Let's start with Perfect Guarding. Some weapons in Monster Hunter (about half of them) have the ability to block attacks by holding a button. Blocking a monster's attack will consume some stamina, hurt you a bit, and knock you backwards. Traditionally, this ability is useful, but not something you'll want to be doing often. Because of these downsides, it's better to simply reposition yourself to not get hit, and blocking is something that's usually done as a last second option, if there's no other way to avoid taking considerable damage.
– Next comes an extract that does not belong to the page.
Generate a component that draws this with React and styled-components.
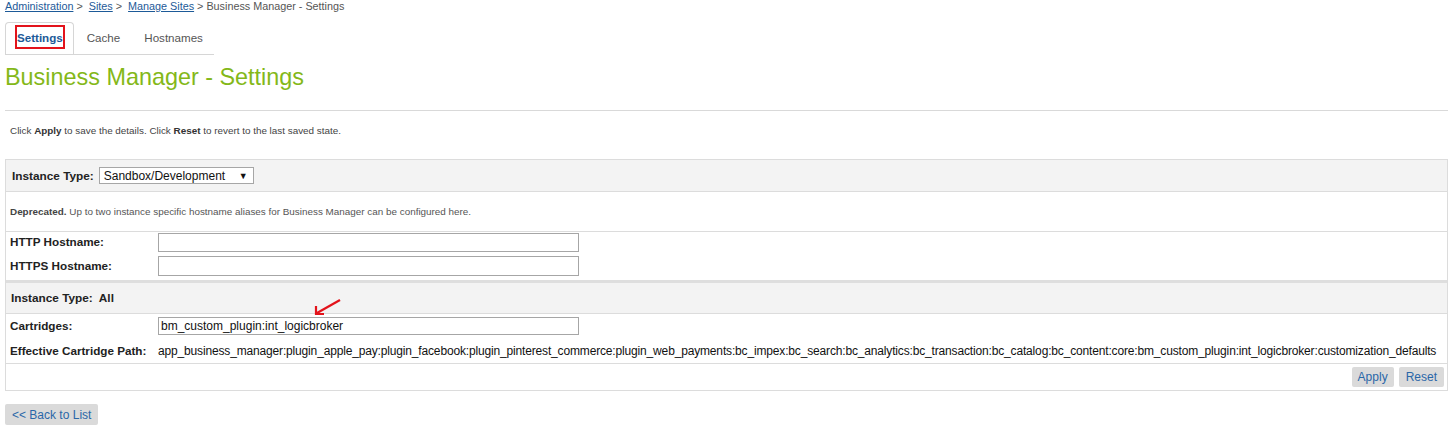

Now, all of these weapons that can block have been given the ability to Perfect Guard. If you time your block right before the monster hits you with an attack, you'll flash white, lose less stamina, lose no health, and stand your ground instead of being knocked back. Depending on the monster, and the attack used, you may even enter a Power Clash with the monster. This is a moment where the two of you are locked together, pushing against one another, fighting for control. If you can mash your attack button fast enough, you'll push the monster backwards into a short knockdown where you can get some extra damage in.

And then we have Offset Attacks. This is, conceptually, an option preseted to weapons that can't block, to give them the ability to interact with monsters in a similar way. Your weapon will have a specific attack that, if timed correctly so that it perfectly clashes with a monster's attack, will play a huge flashy animation where you knock the monster backwards, and you'll get an opportunity to perfrom a super special huge attack that you don't normally get access to.

These options are incredibly cool, because they've essentially leveled the play field in terms of mid-monster-attack interaction. While this used to be sectioned off into niche applications on specific weapon types, now EVERYONE has an opportunity to fuel their insatiable parry-lust.